Hilary Hahn Plays Higdon
And Tchaikovsky!
More here:
She may not exactly have qualified as “teacher’s pet,” but Hilary Hahn did hit it off in the mid-1990s with the instructor of her 20th-century music course at the Curtis Institute. That’s lucky for both of them; Hahn has since become one of America’s most popular, and critically well-regarded, young classical violinists, and the instructor, Jennifer Higdon, has become one of America’s most-performed living classical composers. This spring, Hahn is giving the first round of performances of a concerto that Higdon wrote especially for her. It’s looking to be a conjunction of two high-profile artists (at least by classical-music standards) who are remarkably compatible in taste and technique. Higdon’s new violin concerto should demonstrate how a composer can tailor a work to a particular artist without muting her own voice.
Higdon says, “This entire concerto was written with Hilary in mind; the incredible skill that she exhibits in her playing, a technique that is just phenomenal—and every composer’s dream—a gorgeous tone, real dramatic gifts in building and shaping a performance, and her unbridled enthusiasm for everything that she tackles.”
Hahn’s unbridled enthusiasm—notably her seemingly unquenchable curiosity about music—played an important role in the cultivation of the new violin work.

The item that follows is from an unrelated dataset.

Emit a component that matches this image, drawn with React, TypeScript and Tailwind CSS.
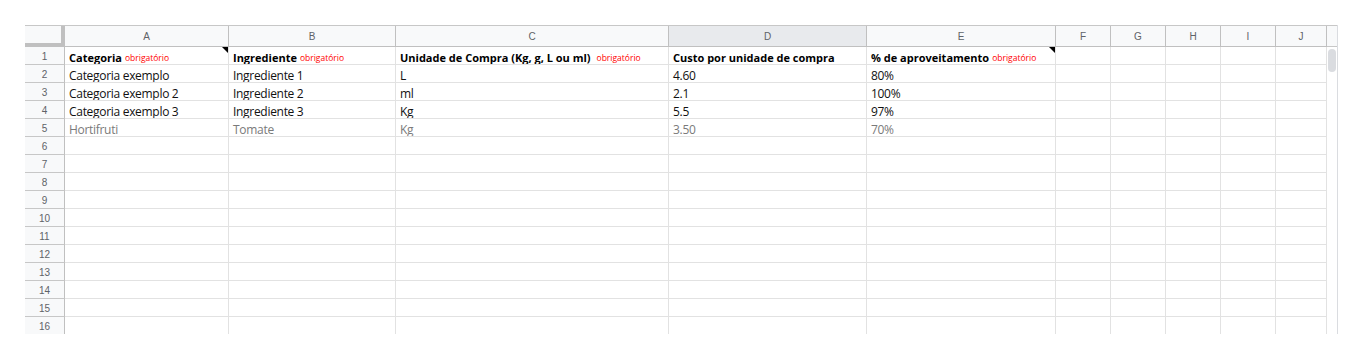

“Hilary and I met several times in the year leading up to my writing this work,” Higdon says. “We discussed the various concerti that she has played through the years, with me asking various questions such as, ‘Are there concerti where you feel you have to fight the orchestra for balance? Are there works that you just enjoy playing for the sake of playing?’ We talked about how she loves the use of the G string, but that I should make sure I’m using the entire violin. I listened to the Edgar Meyer concerto, which was written for her, as well as all of the works she has recorded. And I had the opportunity to hear her play [the Britten] with the Curtis Orchestra.”
Despite all this joint preparation, Hahn insists that she didn’t want to stamp her name all over the score. “I don’t get too editorial when I work with composers; I want them to write what they want to write,” she says. “I don’t want to take credit for anything, because it’s not my piece, it’s her piece.
“I do like seeing how people write for me, because they pick up on different things in my playing,” Hahn allows. Still, didn’t she offer Higdon any specific advice, or at least file a request or two? “I asked Jennifer for a little bit of polyphony, just abstract stuff really,” she says, “and I wanted her to approach the violin not as an instrument with limits, but as the means for whatever she wanted to write.
“I told her early on that she should push what she thought the violin could do and not worry about it, and I’d tell her if it was not possible. I don’t like for people to self-edit along the way.”